**STORED DATA:**
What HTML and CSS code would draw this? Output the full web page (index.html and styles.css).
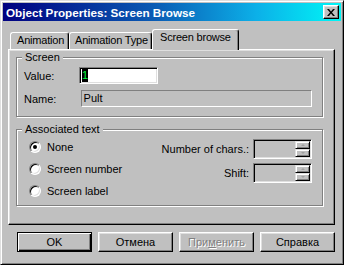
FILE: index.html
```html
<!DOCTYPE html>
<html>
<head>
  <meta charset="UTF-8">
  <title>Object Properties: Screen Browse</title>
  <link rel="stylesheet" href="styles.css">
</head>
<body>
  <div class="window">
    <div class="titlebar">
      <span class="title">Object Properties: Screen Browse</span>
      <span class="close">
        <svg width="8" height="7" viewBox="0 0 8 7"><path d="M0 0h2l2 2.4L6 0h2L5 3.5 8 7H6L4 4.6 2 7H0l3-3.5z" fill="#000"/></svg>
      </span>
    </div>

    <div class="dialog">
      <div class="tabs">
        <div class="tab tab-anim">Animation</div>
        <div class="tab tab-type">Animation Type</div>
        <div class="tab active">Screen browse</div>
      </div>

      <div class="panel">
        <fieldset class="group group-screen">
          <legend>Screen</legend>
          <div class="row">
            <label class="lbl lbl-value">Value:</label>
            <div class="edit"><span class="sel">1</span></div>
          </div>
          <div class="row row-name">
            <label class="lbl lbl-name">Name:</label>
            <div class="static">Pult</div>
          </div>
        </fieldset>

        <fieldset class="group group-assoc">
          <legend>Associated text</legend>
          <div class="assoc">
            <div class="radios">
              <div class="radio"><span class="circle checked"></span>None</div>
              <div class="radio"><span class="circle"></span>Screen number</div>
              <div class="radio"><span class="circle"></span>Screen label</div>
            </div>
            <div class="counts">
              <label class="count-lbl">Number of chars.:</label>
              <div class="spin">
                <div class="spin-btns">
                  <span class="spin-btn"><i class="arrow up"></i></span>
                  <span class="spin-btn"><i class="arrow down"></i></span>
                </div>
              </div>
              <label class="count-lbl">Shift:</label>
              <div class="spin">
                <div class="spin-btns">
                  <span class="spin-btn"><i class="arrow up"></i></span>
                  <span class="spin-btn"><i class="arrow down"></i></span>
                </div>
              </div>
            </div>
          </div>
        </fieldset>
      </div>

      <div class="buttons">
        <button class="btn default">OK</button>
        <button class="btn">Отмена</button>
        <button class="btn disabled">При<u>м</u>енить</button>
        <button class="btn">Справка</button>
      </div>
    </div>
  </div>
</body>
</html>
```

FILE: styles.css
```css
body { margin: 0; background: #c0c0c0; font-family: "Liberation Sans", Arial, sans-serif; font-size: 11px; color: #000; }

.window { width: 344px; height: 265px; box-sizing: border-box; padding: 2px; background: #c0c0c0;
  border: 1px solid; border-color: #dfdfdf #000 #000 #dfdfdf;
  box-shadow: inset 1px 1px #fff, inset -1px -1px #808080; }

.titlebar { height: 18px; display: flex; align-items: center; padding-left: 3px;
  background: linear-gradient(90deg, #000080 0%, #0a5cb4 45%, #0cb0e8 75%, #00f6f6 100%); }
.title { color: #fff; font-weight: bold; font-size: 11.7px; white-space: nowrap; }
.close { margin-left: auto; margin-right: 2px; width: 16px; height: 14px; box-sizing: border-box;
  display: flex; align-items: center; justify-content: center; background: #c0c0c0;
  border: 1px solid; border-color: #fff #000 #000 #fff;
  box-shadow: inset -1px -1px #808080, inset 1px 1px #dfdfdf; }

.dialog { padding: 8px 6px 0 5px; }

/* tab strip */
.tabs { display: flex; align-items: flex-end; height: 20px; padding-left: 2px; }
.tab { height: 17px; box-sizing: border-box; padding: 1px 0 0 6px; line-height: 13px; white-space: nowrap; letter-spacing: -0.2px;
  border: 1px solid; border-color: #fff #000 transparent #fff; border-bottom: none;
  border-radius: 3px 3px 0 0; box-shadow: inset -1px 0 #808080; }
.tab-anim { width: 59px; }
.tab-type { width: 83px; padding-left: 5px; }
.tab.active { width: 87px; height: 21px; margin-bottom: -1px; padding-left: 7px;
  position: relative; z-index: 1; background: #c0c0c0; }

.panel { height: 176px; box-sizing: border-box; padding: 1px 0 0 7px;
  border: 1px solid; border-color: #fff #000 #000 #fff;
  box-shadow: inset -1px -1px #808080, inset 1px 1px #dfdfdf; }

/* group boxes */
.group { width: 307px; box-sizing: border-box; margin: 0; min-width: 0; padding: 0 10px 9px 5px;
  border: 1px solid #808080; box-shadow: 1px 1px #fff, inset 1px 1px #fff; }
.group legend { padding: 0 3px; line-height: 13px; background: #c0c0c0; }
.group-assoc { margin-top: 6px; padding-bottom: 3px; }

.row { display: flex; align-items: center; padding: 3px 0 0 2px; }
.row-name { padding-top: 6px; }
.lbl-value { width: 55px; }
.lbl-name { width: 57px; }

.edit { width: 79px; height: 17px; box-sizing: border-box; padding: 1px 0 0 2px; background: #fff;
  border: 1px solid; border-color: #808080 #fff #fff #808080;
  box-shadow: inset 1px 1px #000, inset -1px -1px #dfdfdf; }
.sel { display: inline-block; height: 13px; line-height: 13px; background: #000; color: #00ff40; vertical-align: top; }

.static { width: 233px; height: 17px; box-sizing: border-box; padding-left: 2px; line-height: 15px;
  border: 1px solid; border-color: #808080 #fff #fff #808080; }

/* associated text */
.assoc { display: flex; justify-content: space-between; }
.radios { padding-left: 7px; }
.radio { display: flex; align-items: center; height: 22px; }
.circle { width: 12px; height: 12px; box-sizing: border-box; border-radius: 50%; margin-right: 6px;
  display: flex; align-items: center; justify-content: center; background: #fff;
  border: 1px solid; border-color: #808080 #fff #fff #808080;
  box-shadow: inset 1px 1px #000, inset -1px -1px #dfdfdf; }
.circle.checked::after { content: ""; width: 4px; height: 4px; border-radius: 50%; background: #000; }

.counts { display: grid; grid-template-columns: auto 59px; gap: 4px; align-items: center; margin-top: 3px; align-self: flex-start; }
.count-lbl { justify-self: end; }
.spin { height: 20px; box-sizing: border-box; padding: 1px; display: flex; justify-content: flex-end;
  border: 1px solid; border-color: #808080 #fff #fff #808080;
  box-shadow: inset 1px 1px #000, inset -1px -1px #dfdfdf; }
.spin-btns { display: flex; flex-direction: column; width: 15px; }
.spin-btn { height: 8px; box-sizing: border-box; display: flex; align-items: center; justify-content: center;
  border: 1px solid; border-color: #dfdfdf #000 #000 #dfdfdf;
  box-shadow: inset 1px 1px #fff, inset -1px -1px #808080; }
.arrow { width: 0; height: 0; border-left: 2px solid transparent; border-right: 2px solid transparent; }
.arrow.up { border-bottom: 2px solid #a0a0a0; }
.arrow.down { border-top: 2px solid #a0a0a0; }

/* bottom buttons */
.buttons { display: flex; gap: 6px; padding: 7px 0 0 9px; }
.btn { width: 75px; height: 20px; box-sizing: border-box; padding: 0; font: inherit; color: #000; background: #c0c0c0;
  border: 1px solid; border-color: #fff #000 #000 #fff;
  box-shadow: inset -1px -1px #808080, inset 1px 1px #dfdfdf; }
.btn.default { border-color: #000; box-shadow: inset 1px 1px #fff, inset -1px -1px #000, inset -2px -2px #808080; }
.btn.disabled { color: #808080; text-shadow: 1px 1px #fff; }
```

**TASK TO COMPLETE:** Go through the lines above. Select every one that has the string "index".

**COMPLETED TASK:**
What HTML and CSS code would draw this? Output the full web page (index.html and styles.css).
FILE: index.html
  position: relative; z-index: 1; background: #c0c0c0; }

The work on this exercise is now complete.